Short problem →
Wherever the string "this" appears in the listing, copy that line.

Records for processing →

^^^^^^^^^^^^^^^^

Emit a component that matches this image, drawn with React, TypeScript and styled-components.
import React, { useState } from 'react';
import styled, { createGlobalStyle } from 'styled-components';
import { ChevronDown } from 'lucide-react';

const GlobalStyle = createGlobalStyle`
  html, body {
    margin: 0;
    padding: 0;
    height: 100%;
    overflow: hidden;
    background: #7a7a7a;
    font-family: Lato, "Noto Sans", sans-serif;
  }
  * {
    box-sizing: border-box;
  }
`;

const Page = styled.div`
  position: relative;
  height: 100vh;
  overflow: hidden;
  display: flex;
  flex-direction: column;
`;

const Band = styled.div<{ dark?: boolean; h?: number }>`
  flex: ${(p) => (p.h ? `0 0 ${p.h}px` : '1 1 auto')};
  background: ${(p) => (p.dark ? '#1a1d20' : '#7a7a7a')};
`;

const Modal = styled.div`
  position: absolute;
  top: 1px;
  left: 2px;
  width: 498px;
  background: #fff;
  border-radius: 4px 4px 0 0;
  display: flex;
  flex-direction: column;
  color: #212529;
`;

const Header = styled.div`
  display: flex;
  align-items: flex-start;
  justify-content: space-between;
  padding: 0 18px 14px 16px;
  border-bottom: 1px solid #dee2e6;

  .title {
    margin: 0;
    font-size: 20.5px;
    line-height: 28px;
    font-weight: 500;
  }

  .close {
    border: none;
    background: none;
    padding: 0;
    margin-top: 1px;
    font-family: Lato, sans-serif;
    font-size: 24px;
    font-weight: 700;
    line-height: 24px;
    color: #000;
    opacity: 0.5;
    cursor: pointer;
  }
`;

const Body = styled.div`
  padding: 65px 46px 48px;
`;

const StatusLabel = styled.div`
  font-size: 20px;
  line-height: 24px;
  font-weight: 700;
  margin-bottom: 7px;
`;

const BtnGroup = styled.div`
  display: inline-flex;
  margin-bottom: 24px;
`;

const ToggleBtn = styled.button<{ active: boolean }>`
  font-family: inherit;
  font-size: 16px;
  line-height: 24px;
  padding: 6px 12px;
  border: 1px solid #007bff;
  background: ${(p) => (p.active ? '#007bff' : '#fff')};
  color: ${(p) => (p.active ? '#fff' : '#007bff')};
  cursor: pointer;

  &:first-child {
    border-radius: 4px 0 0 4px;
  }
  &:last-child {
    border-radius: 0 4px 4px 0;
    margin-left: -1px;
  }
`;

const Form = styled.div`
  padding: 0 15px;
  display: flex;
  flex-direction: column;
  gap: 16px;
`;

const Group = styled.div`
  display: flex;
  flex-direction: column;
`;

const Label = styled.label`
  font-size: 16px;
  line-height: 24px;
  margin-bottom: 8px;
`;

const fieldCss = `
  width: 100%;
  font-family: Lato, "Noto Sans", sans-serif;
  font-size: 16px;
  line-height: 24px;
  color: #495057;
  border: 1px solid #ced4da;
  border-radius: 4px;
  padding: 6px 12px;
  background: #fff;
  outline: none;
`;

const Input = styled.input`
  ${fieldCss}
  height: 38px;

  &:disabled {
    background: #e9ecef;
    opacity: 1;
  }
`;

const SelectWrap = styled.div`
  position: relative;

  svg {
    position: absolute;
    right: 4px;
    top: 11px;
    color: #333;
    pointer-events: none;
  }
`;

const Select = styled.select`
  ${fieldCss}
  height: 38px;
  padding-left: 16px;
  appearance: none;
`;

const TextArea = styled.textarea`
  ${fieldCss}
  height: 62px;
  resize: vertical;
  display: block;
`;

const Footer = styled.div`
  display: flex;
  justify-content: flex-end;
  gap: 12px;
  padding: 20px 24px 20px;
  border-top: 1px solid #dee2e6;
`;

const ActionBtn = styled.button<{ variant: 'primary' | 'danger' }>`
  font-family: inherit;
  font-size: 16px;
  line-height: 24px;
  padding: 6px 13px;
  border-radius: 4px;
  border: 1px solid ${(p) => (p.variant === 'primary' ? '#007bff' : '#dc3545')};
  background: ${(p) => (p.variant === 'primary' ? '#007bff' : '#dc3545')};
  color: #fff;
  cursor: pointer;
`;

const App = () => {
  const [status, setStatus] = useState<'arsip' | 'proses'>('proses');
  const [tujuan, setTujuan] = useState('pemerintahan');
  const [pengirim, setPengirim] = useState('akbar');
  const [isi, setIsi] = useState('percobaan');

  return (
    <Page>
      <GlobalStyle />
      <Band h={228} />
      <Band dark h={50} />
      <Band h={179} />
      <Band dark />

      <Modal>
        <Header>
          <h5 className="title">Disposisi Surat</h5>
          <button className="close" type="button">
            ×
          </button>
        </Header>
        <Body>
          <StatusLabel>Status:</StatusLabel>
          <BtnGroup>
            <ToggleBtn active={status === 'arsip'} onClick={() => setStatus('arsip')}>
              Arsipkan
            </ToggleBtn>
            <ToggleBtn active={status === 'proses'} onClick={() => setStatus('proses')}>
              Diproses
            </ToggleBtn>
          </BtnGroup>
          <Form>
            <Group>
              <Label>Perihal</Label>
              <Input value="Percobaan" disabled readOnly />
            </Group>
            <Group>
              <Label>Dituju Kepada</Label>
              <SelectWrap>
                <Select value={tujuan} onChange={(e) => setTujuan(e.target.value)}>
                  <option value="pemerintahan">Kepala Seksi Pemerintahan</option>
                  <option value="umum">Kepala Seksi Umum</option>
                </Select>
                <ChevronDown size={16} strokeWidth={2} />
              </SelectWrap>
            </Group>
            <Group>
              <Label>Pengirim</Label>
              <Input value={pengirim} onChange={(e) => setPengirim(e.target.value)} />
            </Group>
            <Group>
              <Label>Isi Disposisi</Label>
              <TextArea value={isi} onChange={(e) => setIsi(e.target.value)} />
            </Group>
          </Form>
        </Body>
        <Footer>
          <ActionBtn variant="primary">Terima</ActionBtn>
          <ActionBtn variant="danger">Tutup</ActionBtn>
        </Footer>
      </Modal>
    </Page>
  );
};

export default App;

^^^^^^^^^^^^^^^^

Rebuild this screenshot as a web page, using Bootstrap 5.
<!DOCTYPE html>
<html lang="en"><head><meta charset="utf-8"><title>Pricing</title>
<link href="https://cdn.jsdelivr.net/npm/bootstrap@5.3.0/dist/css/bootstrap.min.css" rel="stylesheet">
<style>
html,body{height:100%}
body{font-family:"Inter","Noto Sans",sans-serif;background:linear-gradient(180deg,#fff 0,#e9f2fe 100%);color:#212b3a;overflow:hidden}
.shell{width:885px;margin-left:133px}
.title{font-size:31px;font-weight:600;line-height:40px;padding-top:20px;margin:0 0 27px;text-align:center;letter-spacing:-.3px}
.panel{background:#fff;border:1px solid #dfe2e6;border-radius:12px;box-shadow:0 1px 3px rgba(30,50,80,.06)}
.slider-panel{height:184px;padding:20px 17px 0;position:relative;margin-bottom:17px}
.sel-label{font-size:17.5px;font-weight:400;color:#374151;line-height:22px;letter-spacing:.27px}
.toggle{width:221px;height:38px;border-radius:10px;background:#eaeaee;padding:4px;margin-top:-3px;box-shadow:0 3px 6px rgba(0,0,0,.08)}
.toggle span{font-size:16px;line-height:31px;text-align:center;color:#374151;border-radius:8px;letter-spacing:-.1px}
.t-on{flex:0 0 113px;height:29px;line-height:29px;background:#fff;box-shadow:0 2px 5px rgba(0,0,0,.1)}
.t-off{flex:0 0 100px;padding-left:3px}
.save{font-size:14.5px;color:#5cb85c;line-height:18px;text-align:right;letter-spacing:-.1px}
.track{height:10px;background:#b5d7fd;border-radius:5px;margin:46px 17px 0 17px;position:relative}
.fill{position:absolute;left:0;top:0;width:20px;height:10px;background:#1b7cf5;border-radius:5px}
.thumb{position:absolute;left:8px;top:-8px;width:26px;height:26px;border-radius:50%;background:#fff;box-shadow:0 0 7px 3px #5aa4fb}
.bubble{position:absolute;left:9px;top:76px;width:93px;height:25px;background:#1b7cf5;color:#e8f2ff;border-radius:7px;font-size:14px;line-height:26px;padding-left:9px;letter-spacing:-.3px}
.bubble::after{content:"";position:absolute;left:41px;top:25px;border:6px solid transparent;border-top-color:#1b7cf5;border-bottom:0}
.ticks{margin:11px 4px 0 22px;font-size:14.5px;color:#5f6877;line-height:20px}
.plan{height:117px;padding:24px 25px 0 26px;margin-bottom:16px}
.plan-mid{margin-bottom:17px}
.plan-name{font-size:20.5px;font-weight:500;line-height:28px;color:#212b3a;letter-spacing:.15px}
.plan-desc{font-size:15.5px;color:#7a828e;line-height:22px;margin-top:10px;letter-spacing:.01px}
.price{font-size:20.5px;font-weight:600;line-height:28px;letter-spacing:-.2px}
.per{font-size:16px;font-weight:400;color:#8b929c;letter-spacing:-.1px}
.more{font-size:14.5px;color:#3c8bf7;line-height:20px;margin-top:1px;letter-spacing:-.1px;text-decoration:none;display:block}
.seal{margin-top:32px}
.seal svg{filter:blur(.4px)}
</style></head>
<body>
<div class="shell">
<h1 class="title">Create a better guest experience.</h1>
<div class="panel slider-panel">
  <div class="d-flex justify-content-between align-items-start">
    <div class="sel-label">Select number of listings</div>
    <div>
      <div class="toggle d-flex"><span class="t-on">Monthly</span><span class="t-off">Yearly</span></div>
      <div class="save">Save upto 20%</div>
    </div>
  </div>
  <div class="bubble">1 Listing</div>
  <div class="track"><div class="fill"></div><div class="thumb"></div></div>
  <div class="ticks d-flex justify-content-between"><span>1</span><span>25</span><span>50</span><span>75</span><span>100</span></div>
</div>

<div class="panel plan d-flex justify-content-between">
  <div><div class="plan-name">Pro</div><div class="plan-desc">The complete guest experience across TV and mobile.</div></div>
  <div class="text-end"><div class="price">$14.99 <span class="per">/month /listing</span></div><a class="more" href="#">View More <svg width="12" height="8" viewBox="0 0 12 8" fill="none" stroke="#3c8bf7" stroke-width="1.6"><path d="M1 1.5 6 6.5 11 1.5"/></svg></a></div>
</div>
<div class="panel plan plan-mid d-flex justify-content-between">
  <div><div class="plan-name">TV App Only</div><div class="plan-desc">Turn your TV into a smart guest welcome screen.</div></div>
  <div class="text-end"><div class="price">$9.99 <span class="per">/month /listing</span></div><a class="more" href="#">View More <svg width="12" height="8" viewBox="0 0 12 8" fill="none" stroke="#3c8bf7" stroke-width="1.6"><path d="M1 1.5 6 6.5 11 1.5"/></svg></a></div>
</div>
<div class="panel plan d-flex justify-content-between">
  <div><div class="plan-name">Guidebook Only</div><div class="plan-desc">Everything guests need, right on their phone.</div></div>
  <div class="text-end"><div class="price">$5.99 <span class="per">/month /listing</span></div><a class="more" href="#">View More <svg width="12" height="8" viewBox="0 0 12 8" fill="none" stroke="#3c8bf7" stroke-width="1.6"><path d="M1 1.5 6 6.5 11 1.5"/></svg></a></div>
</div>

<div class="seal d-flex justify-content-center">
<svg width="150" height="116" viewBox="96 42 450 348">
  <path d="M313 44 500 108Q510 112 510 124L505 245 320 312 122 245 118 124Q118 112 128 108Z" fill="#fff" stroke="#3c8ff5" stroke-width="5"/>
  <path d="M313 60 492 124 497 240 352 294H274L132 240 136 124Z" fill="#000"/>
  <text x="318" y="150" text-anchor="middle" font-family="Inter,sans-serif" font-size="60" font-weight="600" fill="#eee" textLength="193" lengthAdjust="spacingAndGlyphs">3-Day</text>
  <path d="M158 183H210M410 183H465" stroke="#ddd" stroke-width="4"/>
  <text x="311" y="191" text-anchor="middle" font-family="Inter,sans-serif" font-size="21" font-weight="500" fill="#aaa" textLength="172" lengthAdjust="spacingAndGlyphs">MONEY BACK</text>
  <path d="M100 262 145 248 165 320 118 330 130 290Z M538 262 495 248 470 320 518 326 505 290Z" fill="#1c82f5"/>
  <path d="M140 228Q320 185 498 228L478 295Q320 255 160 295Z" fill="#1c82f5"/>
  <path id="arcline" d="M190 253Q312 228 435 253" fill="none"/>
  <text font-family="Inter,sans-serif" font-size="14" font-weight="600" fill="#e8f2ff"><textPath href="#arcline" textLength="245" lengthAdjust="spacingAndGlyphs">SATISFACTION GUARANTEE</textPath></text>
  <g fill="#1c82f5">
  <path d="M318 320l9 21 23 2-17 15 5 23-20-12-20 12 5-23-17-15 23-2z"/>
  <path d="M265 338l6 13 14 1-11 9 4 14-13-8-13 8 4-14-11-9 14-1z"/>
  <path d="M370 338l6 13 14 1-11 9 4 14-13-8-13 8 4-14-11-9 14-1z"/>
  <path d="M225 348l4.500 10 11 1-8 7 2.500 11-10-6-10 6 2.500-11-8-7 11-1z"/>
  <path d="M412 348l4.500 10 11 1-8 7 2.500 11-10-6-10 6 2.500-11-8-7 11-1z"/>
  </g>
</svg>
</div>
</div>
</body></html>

^^^^^^^^^^^^^^^^

Full response →
Emit a component that matches this image, drawn with React, TypeScript and styled-components.
Rebuild this screenshot as a web page, using Bootstrap 5.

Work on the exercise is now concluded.